I’d been teaching media studies at the University of Brighton for about 10 years when I came across Digital Storytelling through the ‘Silver Stories’ project which Mark Dunford and Isobel Creed were running. Digital Stories are short engaging films made by everyday people in collaborative workshops where they are given the support and tools necessary to produce their own compelling stories. Visually, digital stories consist of photographs and drawings, with the occasional short piece of video. Edited together with an audio recorded script, sound effects and music, digital stories can be surprisingly moving for a short film form. The script writing process is fundamental to the form and whatever the inspiration, be it an object, a personal or shared experience, a conversation, or a long lost photograph, the key is an engaging story that connects emotionally both for the story creator and the audience.
On a bright March afternoon back in 2013 at the Silver Stories symposium, the contributors spoke of working with elderly people across Europe and the different ways that the project was working with DST, from identity work to oral history. For example, one of the partners, Patient Voices, use DST with medical staff and patients to promote empathy in hospitals. I became inspired to use DST with my undergraduates because I wanted to give my students a chance not only to study amateur media but to have a go themselves. It was also an opportunity to explore DST as a kind of transition tool for students, an opportunity for them to reflect on their own identity work as they stepped into HE. I’ve been running DST modules with my students now for three years and have just started another variant, ‘Storying the Self’, for our creative writing students.

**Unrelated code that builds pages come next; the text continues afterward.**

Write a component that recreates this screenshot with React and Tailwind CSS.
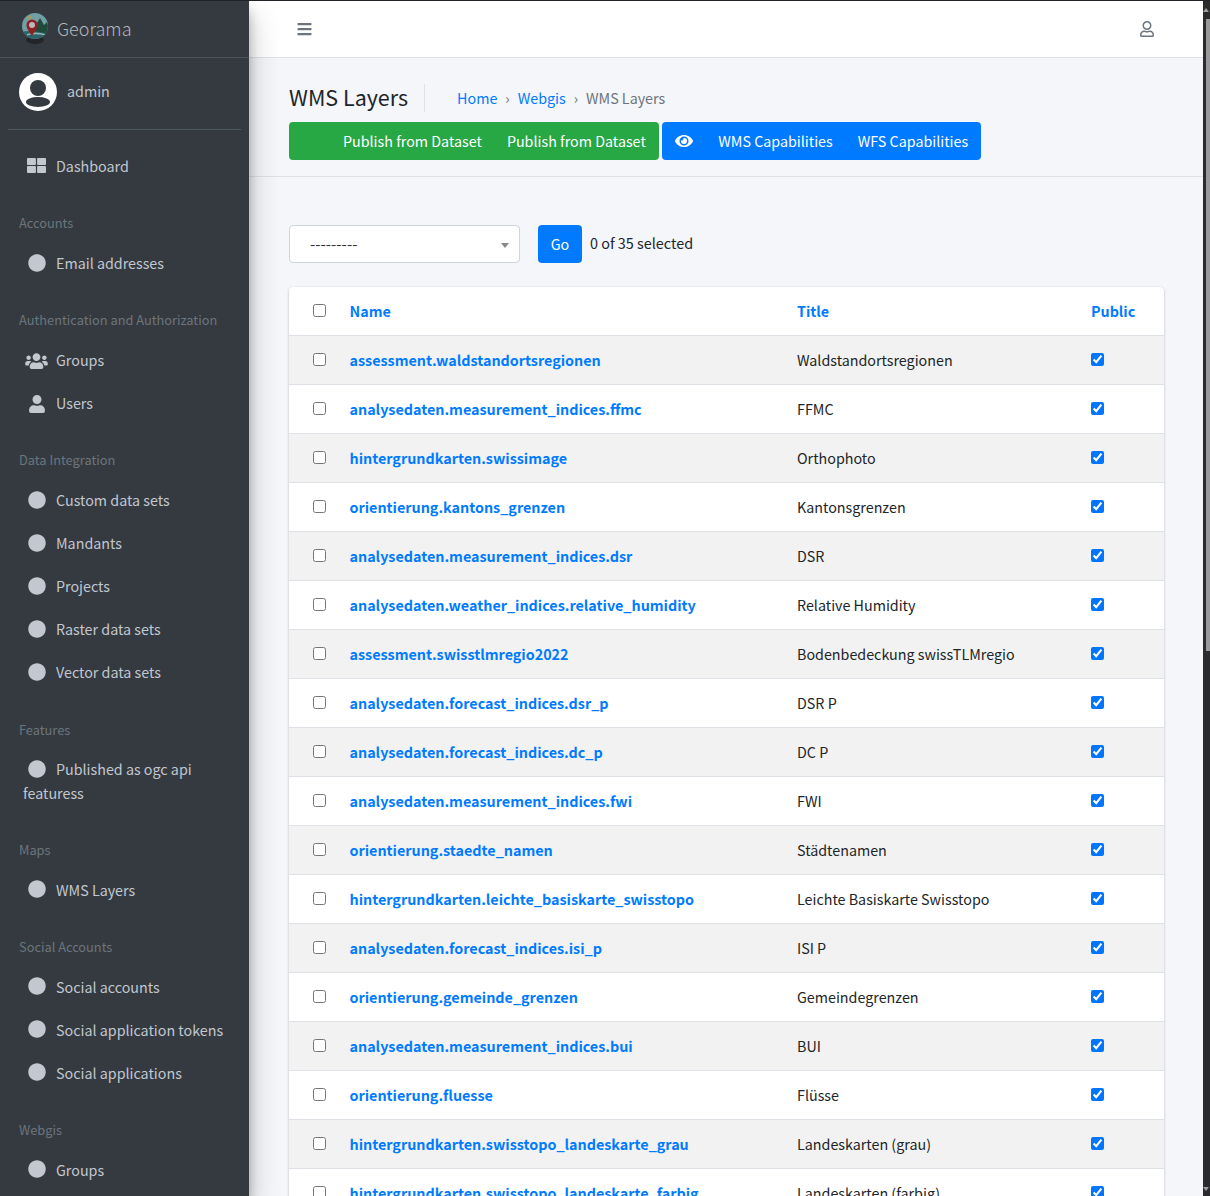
import React from "react";
import { FaBars, FaCircle, FaEye, FaRegUser, FaThLarge, FaUser, FaUsers } from "react-icons/fa";

const rows = [
  ["assessment.waldstandortsregionen", "Waldstandortsregionen"],
  ["analysedaten.measurement_indices.ffmc", "FFMC"],
  ["hintergrundkarten.swissimage", "Orthophoto"],
  ["orientierung.kantons_grenzen", "Kantonsgrenzen"],
  ["analysedaten.measurement_indices.dsr", "DSR"],
  ["analysedaten.weather_indices.relative_humidity", "Relative Humidity"],
  ["assessment.swisstlmregio2022", "Bodenbedeckung swissTLMregio"],
  ["analysedaten.forecast_indices.dsr_p", "DSR P"],
  ["analysedaten.forecast_indices.dc_p", "DC P"],
  ["analysedaten.measurement_indices.fwi", "FWI"],
  ["orientierung.staedte_namen", "Städtenamen"],
  ["hintergrundkarten.leichte_basiskarte_swisstopo", "Leichte Basiskarte Swisstopo"],
  ["analysedaten.forecast_indices.isi_p", "ISI P"],
  ["orientierung.gemeinde_grenzen", "Gemeindegrenzen"],
  ["analysedaten.measurement_indices.bui", "BUI"],
  ["orientierung.fluesse", "Flüsse"],
  ["hintergrundkarten.swisstopo_landeskarte_grau", "Landeskarten (grau)"],
  ["hintergrundkarten.swisstopo_landeskarte_farbig", "Landeskarten (farbig)"],
];

const sections = [
  ["Accounts", ["Email addresses"]],
  ["Authentication and Authorization", ["Groups:users", "Users:user"]],
  ["Data Integration", ["Custom data sets", "Mandants", "Projects", "Raster data sets", "Vector data sets"]],
  ["Features", ["Published as ogc api featuress"]],
  ["Maps", ["WMS Layers"]],
  ["Social Accounts", ["Social accounts", "Social application tokens", "Social applications"]],
  ["Webgis", ["Groups"]],
];

function NavIcon({ kind }) {
  if (kind === "users") return <FaUsers className="absolute left-[25px] top-[13px] w-[23px] h-[18px] text-[#c2c7d0]" />;
  if (kind === "user") return <FaUser className="absolute left-[29px] top-[13px] w-[16px] h-[18px] text-[#c2c7d0]" />;
  if (kind === "dash") return <FaThLarge preserveAspectRatio="none" className="absolute left-[27px] top-[12px] w-[19px] h-[17px] text-[#c2c7d0]" />;
  return <FaCircle className="absolute left-[28px] top-[12px] w-[18px] h-[18px] text-[#c2c7d0]" />;
}

function NavItem({ label, kind, late }) {
  if (label.startsWith("Published")) {
    return (
      <div className="relative px-[23px] py-[9px] text-[14.3px] leading-[24px] text-[#c2c7d0]">
        <NavIcon />
        <div className="pl-[33px]">Published as ogc api</div>
        <div>featuress</div>
      </div>
    );
  }
  return (
    <div className={`relative h-[43px] pl-[56px] flex items-center text-[14.3px] leading-[24px] text-[#c2c7d0] ${late ? "pb-0" : "pb-[2px]"}`}>
      <NavIcon kind={kind} />
      <span>{label}</span>
    </div>
  );
}

function Logo() {
  return (
    <svg viewBox="0 0 28 32" className="w-[28px] h-[32px] shrink-0 opacity-80">
      <defs>
        <clipPath id="globe"><circle cx="14" cy="13" r="13" /></clipPath>
      </defs>
      <ellipse cx="14" cy="27" rx="9" ry="4" fill="#1f2124" />
      <circle cx="14" cy="13" r="13" fill="#7fb9bd" />
      <g clipPath="url(#globe)">
        <path d="M10 20 L19 5 L23 12 L26 9 L30 22 L10 24 Z" fill="#1d4f3d" />
        <path d="M0 19 Q10 16 28 21 L28 27 L0 27 Z" fill="#2b6e70" />
        <path d="M6 21 Q14 18 24 21 L24 22.5 Q14 20 6 22.5 Z" fill="#a9d6cf" />
      </g>
      <circle cx="8.5" cy="4.5" r="2" fill="#c9b26e" />
      <path d="M11 23 C8 18 5.5 15.5 5.5 12 A5.5 5.5 0 0 1 16.5 12 C16.5 15.5 13.5 18 11 23 Z" fill="#a5191f" />
      <circle cx="11" cy="12" r="3" fill="#d9d9d9" />
    </svg>
  );
}

function Sidebar() {
  return (
    <aside className="w-[249px] shrink-0 h-full bg-[#343a40] relative z-10 shadow-[0_14px_28px_rgba(0,0,0,0.25),0_10px_10px_rgba(0,0,0,0.22)] overflow-hidden">
      <div className="h-[57px] border-b border-[#4b545c] flex items-center pl-[21px] gap-[8px]">
        <Logo />
        <span className="text-[18px] font-light text-[#b5b7ba] -mt-[2px]">Georama</span>
      </div>
      <div className="mx-[8px] h-[72px] border-b border-[#4f5962] flex items-center pl-[11px] pb-[4px] gap-[10px]">
        <svg viewBox="0 0 38 38" className="w-[38px] h-[38px] shrink-0">
          <circle cx="19" cy="19" r="19" fill="#ffffff" />
          <circle cx="19" cy="15" r="8" fill="#343a40" />
          <ellipse cx="19" cy="29" rx="12" ry="5" fill="#343a40" />
        </svg>
        <span className="text-[14.3px] text-[#c2c7d0] -mt-[2px]">admin</span>
      </div>
      <nav className="pt-[15px]">
        <NavItem label="Dashboard" kind="dash" />
        {sections.map(([title, items], s) => (
          <div key={title} className="mt-[17px]">
            <div className={`h-[37px] pl-[19px] flex items-center text-[12.8px] text-[#6c757d] ${s < 3 ? "pb-[2px]" : "pb-0"}`}>{title}</div>
            {items.map((it) => {
              const [label, kind] = it.split(":");
              return <NavItem key={it} label={label} kind={kind} late={s > 3} />;
            })}
          </div>
        ))}
      </nav>
    </aside>
  );
}

function Scrollbar() {
  return (
    <div className="w-[7px] shrink-0 h-full bg-[#2b2b2b] flex flex-col items-end pt-[7px] overflow-hidden">
      <div className="w-0 h-0 mr-[1px] border-l-[3px] border-r-[3px] border-b-[4px] border-l-transparent border-r-transparent border-b-[#a0a0a0]" />
      <div className="w-[4px] h-[632px] mt-[7px] bg-[#9a9a9a]" />
      <div className="w-0 h-0 mr-[1px] mt-[536px] border-l-[3px] border-r-[3px] border-t-[4px] border-l-transparent border-r-transparent border-t-[#a0a0a0]" />
    </div>
  );
}

function Table() {
  return (
    <div className="bg-white rounded-[4px] shadow-[0_0_1px_rgba(0,0,0,0.125),0_1px_3px_rgba(0,0,0,0.2)]">
      <table className="w-[875px] table-fixed border-collapse text-[14.3px] text-[#212529]">
        <colgroup>
          <col className="w-[49px]" />
          <col className="w-[447px]" />
          <col className="w-[294px]" />
          <col className="w-[85px]" />
        </colgroup>
        <thead>
          <tr className="h-[48px] border-b border-[#dee2e6] text-left font-bold text-[#007bff]">
            <th className="pl-[24px]"><input type="checkbox" className="block -mt-[1px]" /></th>
            <th className="pl-[11.5px] font-bold">Name</th>
            <th className="pl-[12px] font-bold">Title</th>
            <th className="pl-[12px] font-bold">Public</th>
          </tr>
        </thead>
        <tbody>
          {rows.map(([name, title], i) => (
            <tr key={name} className={`h-[49px] border-b border-[#dee2e6] ${i % 2 === 0 ? "bg-[#f2f2f2]" : "bg-white"}`}>
              <td className="pl-[24px]"><input type="checkbox" className="block -mt-[1px]" /></td>
              <td className="pl-[11.5px] font-bold text-[14.33px] text-[#007bff]">{name}</td>
              <td className="pl-[12px]">{title}</td>
              <td className="pl-[12px]"><input type="checkbox" defaultChecked className="block -mt-[1px]" /></td>
            </tr>
          ))}
        </tbody>
      </table>
    </div>
  );
}

function Main() {
  return (
    <main className="flex-1 min-w-0 h-full overflow-hidden bg-[#f4f6f9]">
      <header className="h-[57px] bg-white border-b border-[#dee2e6] flex items-center justify-between pl-[47.5px] pr-[49px]">
        <FaBars className="w-[15px] h-[16px] text-[#6c757d]" />
        <FaRegUser className="w-[14px] h-[16px] text-[#6c757d]" />
      </header>
      <section className="h-[119px] border-b border-[#dee2e6] pl-[40px] pt-[26px]">
        <div className="h-[28px] flex items-center">
          <h1 className="text-[21.5px] leading-[28px] text-[#212529] pr-[16px] border-r border-[#dee2e6] mr-[32px]"><span className="block -mt-[1px] mb-[1px]">WMS Layers</span></h1>
          <div className="flex items-center text-[14.3px] text-[#6c757d]">
            <span className="text-[#007bff]">Home</span>
            <span className="mx-[8px]">›</span>
            <span className="text-[#007bff]">Webgis</span>
            <span className="mx-[8px]">›</span>
            <span>WMS Layers</span>
          </div>
        </div>
        <div className="flex gap-[3px] mt-[10px] text-[14.3px] text-white">
          <div className="h-[38px] rounded-[4px] bg-[#28a745] flex items-center pl-[54px] pr-[13px] gap-[25px]">
            <span>Publish from Dataset</span>
            <span>Publish from Dataset</span>
          </div>
          <div className="h-[38px] rounded-[4px] bg-[#007bff] flex items-center pl-[13.5px] pr-[12.5px] gap-[25px]">
            <FaEye className="w-[18px] h-[16px]" />
            <span>WMS Capabilities</span>
            <span>WFS Capabilities</span>
          </div>
        </div>
      </section>
      <section className="pl-[40px] pr-[39px] pt-[48px]">
        <div className="flex items-center h-[38px] text-[14.3px] text-[#212529]">
          <div className="relative w-[231px] h-[38px] bg-white border border-[#ced4da] rounded-[4px] flex items-center pl-[20px]">
            <span className="text-[15.2px] text-[#333333] -mt-[2px]">---------</span>
            <span className="absolute right-[10px] top-[17px] w-0 h-0 border-l-[4px] border-r-[4px] border-t-[5px] border-l-transparent border-r-transparent border-t-[#888888]" />
          </div>
          <div className="ml-[18px] w-[44px] h-[38px] rounded-[4px] bg-[#007bff] text-white flex items-center justify-center">Go</div>
          <span className="ml-[8px] -mt-[3px] text-[14.4px]">0 of 35 selected</span>
        </div>
        <div className="mt-[24px]">
          <Table />
        </div>
      </section>
    </main>
  );
}

export default function App() {
  return (
    <div
      className="w-[1210px] h-[1196px] overflow-hidden flex border-t border-[#1f2227] bg-[#f4f6f9]"
      style={{ fontFamily: '"Noto Sans CJK SC", "Noto Sans", sans-serif' }}
    >
      <Sidebar />
      <Main />
      <Scrollbar />
    </div>
  );
}
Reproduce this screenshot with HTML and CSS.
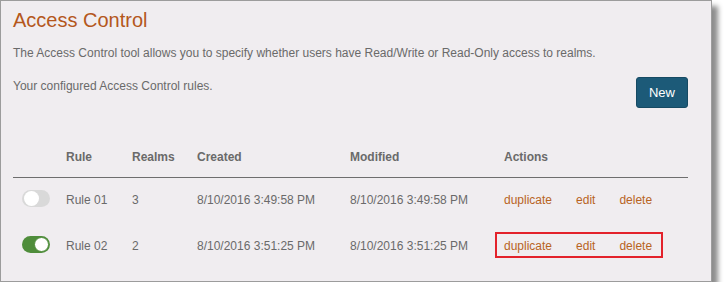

Digital Storytelling is not only film form and a workshop process. It is also a movement. There are opportunities to collaborate with many others who have a shared interest in promoting storytelling. So since those early days I’ve had the chance to work with a range of people and organisations both locally and internationally: ‘Moving Stories’, a collaboration with a local secondary school working with migrant children; ‘Story Abroad’, an international project which employed DST as a way for young people to reflect on their experiences travelling abroad. More recently I’ve been involved in ‘Hidden Voices’, a collaboration with Zap Art and Sussex Prisoners Families. We are exhibiting stories from that project on May 13th in this year’s Brighton Fringe. Stories from all these projects are available to view on their websites.
Now with ‘Reading on Screen’ I have the opportunity to be involved in stories of reading and to see what new inspirations will come about through working with others on DST.